Non siamo figli del luogo in cui nasciamo, ma del tempo in cui viviamo e “ognuno è responsabile di ciò che è”.
Nei giorni in cui tornano alla ribalta i temi dell’identità e dell’immigrazione, che hanno avuto un ruolo importante anche nella campagna elettorale di marzo, lo storico Costantino Felice torna a criticare i luoghi comuni che ormai invadono giornamente il dibattito pubblico.
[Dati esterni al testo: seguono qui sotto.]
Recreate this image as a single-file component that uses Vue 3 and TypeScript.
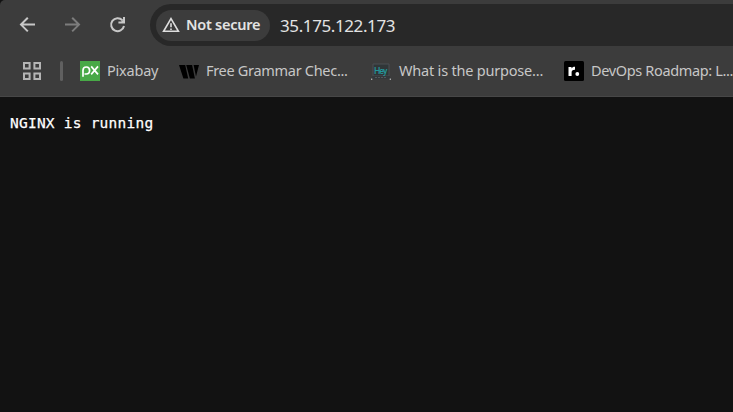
<script setup lang="ts">
interface Bookmark {
  id: string
  label: string
}

const address = '35.175.122.173'
const bookmarks: Bookmark[] = [
  { id: 'pixabay', label: 'Pixabay' },
  { id: 'grammar', label: 'Free Grammar Chec...' },
  { id: 'purpose', label: 'What is the purpose...' },
  { id: 'devops', label: 'DevOps Roadmap: L...' },
]
</script>

<template>
  <div class="browser">
    <header class="toolbar">
      <nav class="nav">
        <svg class="icon" viewBox="0 0 20 20"><path d="M17 9.6H3.5M9.8 2.8L3 9.6l6.8 6.8" /></svg>
        <svg class="icon dim" viewBox="0 0 20 20"><path d="M2 9.6h13.5M9.2 2.8L16 9.6l-6.8 6.8" /></svg>
        <svg class="icon" viewBox="0 0 20 20">
          <path d="M16 11A6.5 6.5 0 1 1 14.4 5.2" />
          <path class="solid" d="M17 2v6.6h-6.6v-2h2.8l1.8-1.8V2z" />
        </svg>
      </nav>
      <div class="omnibox">
        <div class="chip">
          <svg class="warning" viewBox="0 0 18 16">
            <path d="M9 1.7L16.4 14.3H1.6z" />
            <path d="M9 6.2v4M9 11.4v1.6" />
          </svg>
          <span class="chip-text">Not secure</span>
        </div>
        <span class="address">{{ address }}</span>
      </div>
    </header>

    <div class="bookmarks">
      <svg class="apps" viewBox="0 0 18 18">
        <path d="M1 1h5.6v5.6H1zM11.4 1H17v5.6h-5.6zM1 11.4h5.6V17H1zM11.4 11.4H17V17h-5.6z" />
      </svg>
      <span class="divider"></span>
      <div v-for="b in bookmarks" :key="b.id" class="bookmark" :class="b.id">
        <svg v-if="b.id === 'pixabay'" class="fav" viewBox="0 0 20 20">
          <path fill="#48a947" d="M0 0h20v20H0z" />
          <g fill="none" stroke="#fff" stroke-width="1.7">
            <path d="M3 15.7V9.3a3.3 3.5 0 1 1 3.3 3.7H4.5" />
            <path d="M11.2 5.4l6.8 8M18 5.4l-6.8 8" />
          </g>
        </svg>
        <svg v-else-if="b.id === 'grammar'" class="fav" viewBox="0 0 20 20">
          <path fill="#000" d="M0 4h6.2l3 13.5H4.4zM7.2 4h5.9l2.8 13.5h-5zM14.6 4H20l-3 11.5z" />
        </svg>
        <svg v-else-if="b.id === 'purpose'" class="fav" viewBox="0 0 20 20">
          <path fill="#303638" stroke="#4b4f52" stroke-width="1" d="M2 3h16v12H2z" />
          <path fill="#34383b" d="M1.5 15h17l1 3H.5z" />
          <path stroke="#596164" stroke-width=".8" d="M4 16.5h12" stroke-dasharray="2 1" />
          <path fill="#aaa" d="M0 17.5h1.3V19H0zM18.7 17.5H20V19h-1.3z" />
          <text x="3" y="13" textLength="13.5" class="hey">Hey</text>
        </svg>
        <svg v-else class="fav" viewBox="0 0 20 20">
          <rect width="20" height="20" rx="1.5" fill="#000" />
          <path fill="#fff" d="M4.5 6h3v1.5C8.3 6.2 9.4 5.7 11 5.8v2.9c-2.3-.1-3.4.7-3.4 2.8V15H4.5z" />
          <circle cx="13.3" cy="13" r="1.9" fill="#fff" />
        </svg>
        <span class="label">{{ b.label }}</span>
      </div>
    </div>

    <main class="page">NGINX is running</main>
  </div>
</template>

<style>
body {
  background: #121212;
  overflow: hidden;
}
</style>

<style scoped>
.browser {
  width: 733px;
  height: 412px;
  overflow: hidden;
  background: #121212;
  font-family: 'Noto Sans', 'Open Sans', sans-serif;
  white-space: nowrap;
}
.toolbar {
  display: flex;
  box-sizing: border-box;
  height: 46px;
  padding-top: 4px;
  background: #3c3c3c;
  border-top-left-radius: 5px;
}
.nav {
  display: flex;
  flex: none;
  gap: 25px;
  width: 132px;
  padding: 11px 0 0 18px;
}
.icon {
  flex: none;
  width: 20px;
  height: 20px;
  fill: none;
  stroke: #c7c7c7;
  stroke-width: 2;
}
.icon.dim {
  stroke: #7c7c7c;
}
.icon .solid {
  fill: #c7c7c7;
  stroke: none;
}
.omnibox {
  display: flex;
  flex: 1;
  align-items: center;
  box-sizing: border-box;
  height: 42px;
  padding-left: 6px;
  background: #282828;
  border-radius: 21px 0 0 21px;
}
.chip {
  display: flex;
  flex: none;
  align-items: center;
  gap: 6px;
  box-sizing: border-box;
  width: 114px;
  height: 31px;
  padding-left: 6px;
  background: #3c3c3c;
  border-radius: 16px;
}
.warning {
  flex: none;
  width: 18px;
  height: 16px;
  fill: none;
  stroke: #dedede;
  stroke-width: 1.6;
}
.chip-text {
  padding-bottom: 2px;
  color: #e3e3e3;
  font-size: 14.5px;
  font-weight: 600;
  letter-spacing: -0.25px;
}
.address {
  margin-left: 10px;
  color: #e3e3e3;
  font-size: 17px;
  letter-spacing: -0.4px;
}
.bookmarks {
  display: flex;
  align-items: center;
  box-sizing: border-box;
  height: 51px;
  padding-left: 23px;
  background: #3c3c3c;
  border-bottom: 1px solid #474747;
}
.apps {
  flex: none;
  width: 18px;
  height: 18px;
  fill: none;
  stroke: #b5b5b5;
  stroke-width: 2;
}
.divider {
  flex: none;
  width: 3px;
  height: 20px;
  margin: 0 17px 0 19px;
  background: #606060;
  border-radius: 2px;
}
.bookmark {
  display: flex;
  flex: none;
  align-items: center;
  gap: 7px;
  width: 99px;
}
.grammar {
  width: 192px;
}
.purpose {
  width: 193px;
}
.devops {
  width: 169px;
}
.fav {
  flex: none;
  width: 20px;
  height: 20px;
}
.hey {
  fill: #24969b;
  font: 500 9px 'Roboto', sans-serif;
}
.label {
  padding-bottom: 2px;
  color: #c7c7c7;
  font-size: 14.5px;
  letter-spacing: -0.22px;
}
.grammar .label {
  letter-spacing: -0.3px;
}
.purpose .label {
  padding-left: 1px;
  letter-spacing: -0.2px;
}
.devops .label {
  letter-spacing: -0.35px;
}
.page {
  padding: 16px 10px;
  color: #fff;
  font: 14.5px/20px 'DejaVu Sans Mono', monospace;
  letter-spacing: 0.23px;
  -webkit-text-stroke: 0.25px #fff;
}
</style>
Lo fa nel corso di formazione che l’Ordine dei giornalisti tiene a Vasto, nella sala conferenze della Società operaia di mutuo soccorso, sul tema: “Mezzogiorno tra identità e storia: informazione e stereotipi”. Relatori, oltre al noto studioso, sono il presidente dell’Ordine dei giornalisti d’Abruzzo, Stefano Pallotta, la giornalista Rai Maria Rosaria La Morgia e l’addetto stampa del Comune di San Salvo, Pino Cavuoti.
“In libreria circa la metà dei libri ha come tema l’identità”, fa notare Felice, secondo cui, nel corso degli anni, “c’è stato il tracollo della cultura, intesa come alta cultura, da cui viene fuori il collasso del sistema informazione e della politica”.
“Col terremoto dell’Aquila, c’è stata un’esplosione degli stereotipi identitari che non era mai accaduta nella storia d’Italia. Col G8 voluto da Berlusconi all’Aquila, l’Abruzzo è assurto su scala globale”, ma attraverso “delle banalità stomachevoli”.
“Ciascuno di noi – ammonisce lo storico – non è filius loci, ma filius temporis. L’identità è una costruzione storica. Ognuno è responsabile di ciò che è”.
Sono state le stesse opere letterarie a creare gli stereotipi sull’Abruzzo: “Fontamara è una mistificazione, una falsificazione storica. Questo non toglie nulla all’opera d’arte, che è un capolavoro letterario, ma una mistificazione storica”.